Room temperature deposition of stable p-type ZnO:N thin films through chemical species modulation using reactive pulsed laser deposition

Abstract

Low temperature processing as well as long-term electrical stability are required to match p-type ZnO thin films with flexible electronics applications. Herein, ZnO and ZnO:N thin films were deposited at room temperature by reactive pulsed laser deposition of a zinc metallic target. Several ZnO thin films were obtained by varying the oxygen working pressure from 1.2 × 10-5 Torr to 3.5 × 10-2 Torr. Chemical concentration was smoothly tuned as demonstrated by in situ X-ray Photoelectron Spectroscopy. Introducing and varying both N2 and O2 fluxes at a constant pressure, N-doped ZnO films from 0.3 at.% to 5 at.% were deposited. Adjusting the N2/O2 flux ratio, p-type ZnO:N films were successfully achieved, exhibiting a carrier concentration of 5.3 × 1018 cm−3, resistivity of 2 Ωcm, and mobility of 0.5 cm2V-1s−1. Four representative p-type samples were analyzed to confirm chemical and electrical reproducibility.
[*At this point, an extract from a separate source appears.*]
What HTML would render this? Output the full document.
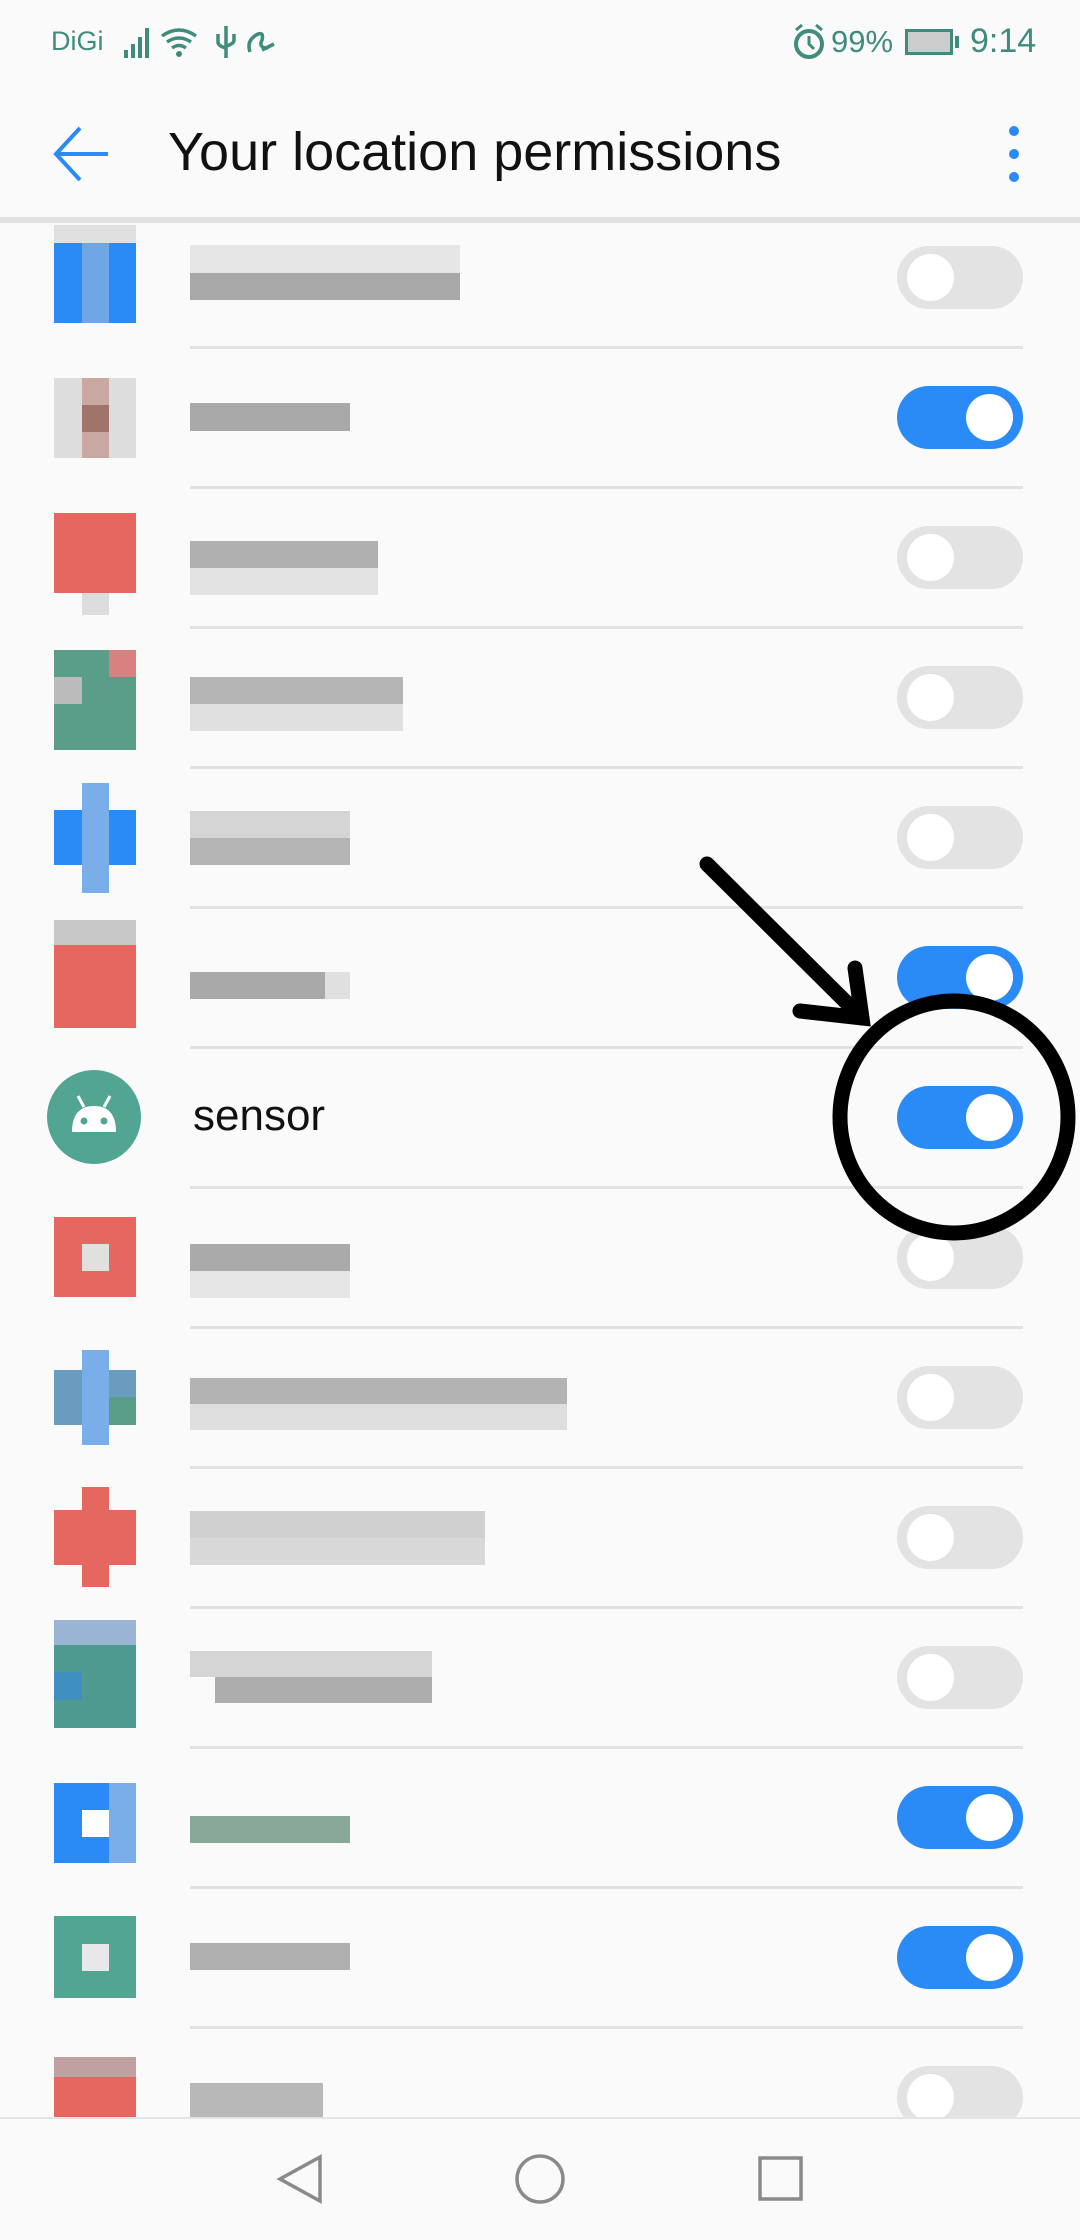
<!DOCTYPE html>
<html><head><meta charset="utf-8"><style>
*{margin:0;padding:0;box-sizing:border-box}
body{width:1080px;height:2240px;background:#fafafa;position:relative;overflow:hidden;font-family:"Liberation Sans",sans-serif}
.a{position:absolute}
.sep{position:absolute;left:190px;width:833px;height:3px;background:#e2e2e2}
.tg{position:absolute;left:897px;width:126px;height:63px;border-radius:32px;background:#e3e3e3}
.tg::after{content:"";position:absolute;top:8px;left:10px;width:47px;height:47px;border-radius:50%;background:#fff}
.tg.on{background:#2a8af6}
.tg.on::after{left:auto;right:10px}
.st{color:#3f8c7c;font-size:27px}
</style></head><body>
<div class="a st" style="left:51px;top:26px">DiGi</div>
<svg class="a" style="left:122px;top:22px" width="170" height="40" viewBox="0 0 170 40">
<g fill="#3f8c7c"><rect x="2" y="28" width="4" height="8"/><rect x="9" y="22" width="4" height="14"/><rect x="16" y="15" width="4" height="21"/><rect x="23" y="6" width="4" height="30"/></g>
<g fill="none" stroke="#3f8c7c" stroke-width="3.5"><path d="M40 14 Q57 2 74 14"/><path d="M45 20 Q57 12 69 20"/><path d="M50 26 Q57 21 64 26"/>
<path d="M104 4 V36 M96 12 V20 Q96 24 104 26 M112 12 V18 Q112 22 104 24"/>
<path d="M128 30 Q124 18 136 12 Q142 10 140 18 Q136 26 146 26 M140 28 L152 22"/></g>
<circle cx="57" cy="32" r="3" fill="#3f8c7c"/></svg>
<svg class="a" style="left:792px;top:22px" width="34" height="40" viewBox="0 0 34 40"><circle cx="17" cy="22" r="13" fill="none" stroke="#3f8c7c" stroke-width="4"/><path d="M17 14 V22 L22 27" stroke="#3f8c7c" stroke-width="3" fill="none"/><path d="M4 8 L10 3 M30 8 L24 3" stroke="#3f8c7c" stroke-width="3"/></svg>
<div class="a st" style="left:831px;top:24px;font-size:31px">99%</div>
<div class="a" style="left:905px;top:29px;width:48px;height:26px;border:3px solid #3f8c7c;background:#ccc"></div>
<div class="a" style="left:955px;top:36px;width:4px;height:12px;background:#3f8c7c"></div>
<div class="a st" style="left:970px;top:22px;font-size:34px">9:14</div>
<svg class="a" style="left:52px;top:124px" width="60" height="60" viewBox="0 0 60 60"><path d="M56 30 H4 M28 4 L4 30 L28 56" fill="none" stroke="#2a8af6" stroke-width="4"/></svg>
<div class="a" style="left:168px;top:121px;font-size:54px;color:#111">Your location permissions</div>
<div class="a" style="left:1009px;top:126px;width:10px;height:10px;border-radius:5px;background:#2a8af6"></div>
<div class="a" style="left:1009px;top:149px;width:10px;height:10px;border-radius:5px;background:#2a8af6"></div>
<div class="a" style="left:1009px;top:172px;width:10px;height:10px;border-radius:5px;background:#2a8af6"></div>
<div class="a" style="left:0;top:217px;width:1080px;height:6px;background:#e2e2e2"></div>

<div class="a" style="left:54px;top:243px;width:82px;height:80px;background:#2a8af6"></div>
<div class="a" style="left:82px;top:243px;width:27px;height:80px;background:#6fa6e8"></div>
<div class="a" style="left:54px;top:225px;width:82px;height:18px;background:#e0e0e0"></div>
<div class="a" style="left:190px;top:245px;width:270px;height:28px;background:#e6e6e6"></div>
<div class="a" style="left:190px;top:273px;width:270px;height:27px;background:#a8a8a8"></div>
<div class="tg" style="top:246px"></div>
<div class="sep" style="top:346px"></div>
<div class="a" style="left:54px;top:378px;width:82px;height:80px;background:#ddd"></div>
<div class="a" style="left:82px;top:378px;width:27px;height:80px;background:#c9a8a2"></div>
<div class="a" style="left:82px;top:405px;width:27px;height:27px;background:#a07468"></div>
<div class="a" style="left:190px;top:403px;width:160px;height:28px;background:#a9a9a9"></div>
<div class="tg on" style="top:386px"></div>
<div class="sep" style="top:486px"></div>
<div class="a" style="left:54px;top:513px;width:82px;height:80px;background:#e5675f"></div>
<div class="a" style="left:82px;top:593px;width:27px;height:22px;background:#ddd"></div>
<div class="a" style="left:190px;top:541px;width:188px;height:27px;background:#b0b0b0"></div>
<div class="a" style="left:190px;top:568px;width:188px;height:27px;background:#e3e3e3"></div>
<div class="tg" style="top:526px"></div>
<div class="sep" style="top:626px"></div>
<div class="a" style="left:54px;top:650px;width:82px;height:100px;background:#5a9e8a"></div>
<div class="a" style="left:109px;top:650px;width:27px;height:27px;background:#d98080"></div>
<div class="a" style="left:54px;top:677px;width:28px;height:27px;background:#bbb"></div>
<div class="a" style="left:190px;top:677px;width:213px;height:27px;background:#b5b5b5"></div>
<div class="a" style="left:190px;top:704px;width:213px;height:27px;background:#e0e0e0"></div>
<div class="tg" style="top:666px"></div>
<div class="sep" style="top:766px"></div>
<div class="a" style="left:54px;top:810px;width:82px;height:55px;background:#2a8af6"></div>
<div class="a" style="left:82px;top:783px;width:27px;height:110px;background:#7aaee8"></div>
<div class="a" style="left:190px;top:811px;width:160px;height:27px;background:#d5d5d5"></div>
<div class="a" style="left:190px;top:838px;width:160px;height:27px;background:#b5b5b5"></div>
<div class="tg" style="top:806px"></div>
<div class="sep" style="top:906px"></div>
<div class="a" style="left:54px;top:920px;width:82px;height:108px;background:#e5675f"></div>
<div class="a" style="left:54px;top:920px;width:82px;height:25px;background:#c8c8c8"></div>
<div class="a" style="left:190px;top:972px;width:135px;height:27px;background:#a9a9a9"></div>
<div class="a" style="left:325px;top:972px;width:25px;height:27px;background:#e0e0e0"></div>
<div class="tg on" style="top:946px"></div>
<div class="sep" style="top:1046px"></div>
<div class="a" style="left:47px;top:1070px;width:94px;height:94px;border-radius:50%;background:#52a592"></div>
<svg class="a" style="left:64px;top:1092px" width="60" height="44" viewBox="0 0 60 44"><path d="M8 40 Q8 14 30 14 Q52 14 52 40 Z" fill="#fff"/><path d="M14 4 L20 15 M46 4 L40 15" stroke="#fff" stroke-width="3"/><circle cx="20" cy="29" r="3.5" fill="#52a592"/><circle cx="40" cy="29" r="3.5" fill="#52a592"/></svg>
<div class="a" style="left:193px;top:1091px;font-size:44px;color:#111">sensor</div>
<div class="tg on" style="top:1086px"></div>
<div class="sep" style="top:1186px"></div>
<div class="a" style="left:54px;top:1217px;width:82px;height:80px;background:#e5675f"></div>
<div class="a" style="left:82px;top:1244px;width:27px;height:27px;background:#e0e0e0"></div>
<div class="a" style="left:190px;top:1244px;width:160px;height:27px;background:#aaa"></div>
<div class="a" style="left:190px;top:1271px;width:160px;height:27px;background:#e6e6e6"></div>
<div class="tg" style="top:1226px"></div>
<div class="sep" style="top:1326px"></div>
<div class="a" style="left:54px;top:1370px;width:82px;height:55px;background:#6a9cc0"></div>
<div class="a" style="left:82px;top:1350px;width:27px;height:95px;background:#7aaee8"></div>
<div class="a" style="left:109px;top:1397px;width:27px;height:28px;background:#5a9e8a"></div>
<div class="a" style="left:190px;top:1378px;width:377px;height:26px;background:#b3b3b3"></div>
<div class="a" style="left:190px;top:1404px;width:377px;height:26px;background:#dedede"></div>
<div class="tg" style="top:1366px"></div>
<div class="sep" style="top:1466px"></div>
<div class="a" style="left:54px;top:1510px;width:82px;height:55px;background:#e5675f"></div>
<div class="a" style="left:82px;top:1487px;width:27px;height:100px;background:#e5675f"></div>
<div class="a" style="left:190px;top:1511px;width:295px;height:27px;background:#d0d0d0"></div>
<div class="a" style="left:190px;top:1538px;width:295px;height:27px;background:#d8d8d8"></div>
<div class="tg" style="top:1506px"></div>
<div class="sep" style="top:1606px"></div>
<div class="a" style="left:54px;top:1620px;width:82px;height:108px;background:#4e9a90"></div>
<div class="a" style="left:54px;top:1620px;width:82px;height:25px;background:#9ab4d4"></div>
<div class="a" style="left:54px;top:1672px;width:28px;height:28px;background:#3f90c0"></div>
<div class="a" style="left:190px;top:1651px;width:242px;height:26px;background:#d5d5d5"></div>
<div class="a" style="left:215px;top:1677px;width:217px;height:26px;background:#adadad"></div>
<div class="tg" style="top:1646px"></div>
<div class="sep" style="top:1746px"></div>
<div class="a" style="left:54px;top:1783px;width:82px;height:80px;background:#2a8af6"></div>
<div class="a" style="left:82px;top:1810px;width:27px;height:27px;background:#fff"></div>
<div class="a" style="left:109px;top:1783px;width:27px;height:80px;background:#7aaee8"></div>
<div class="a" style="left:190px;top:1816px;width:160px;height:27px;background:#8aa898"></div>
<div class="tg on" style="top:1786px"></div>
<div class="sep" style="top:1886px"></div>
<div class="a" style="left:54px;top:1916px;width:82px;height:82px;background:#52a592"></div>
<div class="a" style="left:82px;top:1944px;width:27px;height:27px;background:#e8e8e8"></div>
<div class="a" style="left:190px;top:1943px;width:160px;height:27px;background:#b0b0b0"></div>
<div class="tg on" style="top:1926px"></div>
<div class="sep" style="top:2026px"></div>
<div class="a" style="left:54px;top:2057px;width:82px;height:60px;background:#e5675f"></div>
<div class="a" style="left:54px;top:2057px;width:82px;height:20px;background:#c0a0a0"></div>
<div class="a" style="left:190px;top:2083px;width:133px;height:34px;background:#b8b8b8"></div>
<div class="tg" style="top:2066px"></div>

<div class="a" style="left:0;top:2117px;width:1080px;height:123px;background:#fafafa;border-top:2px solid #e4e4e4"></div>
<svg class="a" style="left:0;top:2117px" width="1080" height="123" viewBox="0 0 1080 123">
<g fill="none" stroke="#8a8a8a" stroke-width="3.5"><path d="M320 40 L280 62 L320 84 Z"/><circle cx="540" cy="62" r="23"/><rect x="760" y="41" width="41" height="41"/></g></svg>

<svg class="a" style="left:0;top:0" width="1080" height="2240" viewBox="0 0 1080 2240">
<ellipse cx="954" cy="1117" rx="114" ry="116" fill="none" stroke="#000" stroke-width="15"/>
<g stroke="#000" stroke-width="15" stroke-linecap="round" fill="none"><path d="M707 864 L862 1018"/><path d="M800 1011 L862 1018 L855 968"/></g>
</svg>
</body></html>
Electrical properties of one of these films were measured again nine months after deposited, and p-type conductivity was still observed. Cathodoluminescence revealed green-dominant emissions in n-ZnO and UV-dominant emissions in p-ZnO:N films as nitrogen doping effect. Finally, a p-n diode was fabricated using photolithography, exhibiting rectification performance even nine months after deposited. P-type ZnO:N presented here are suitable for flexible electronics devices fabrication.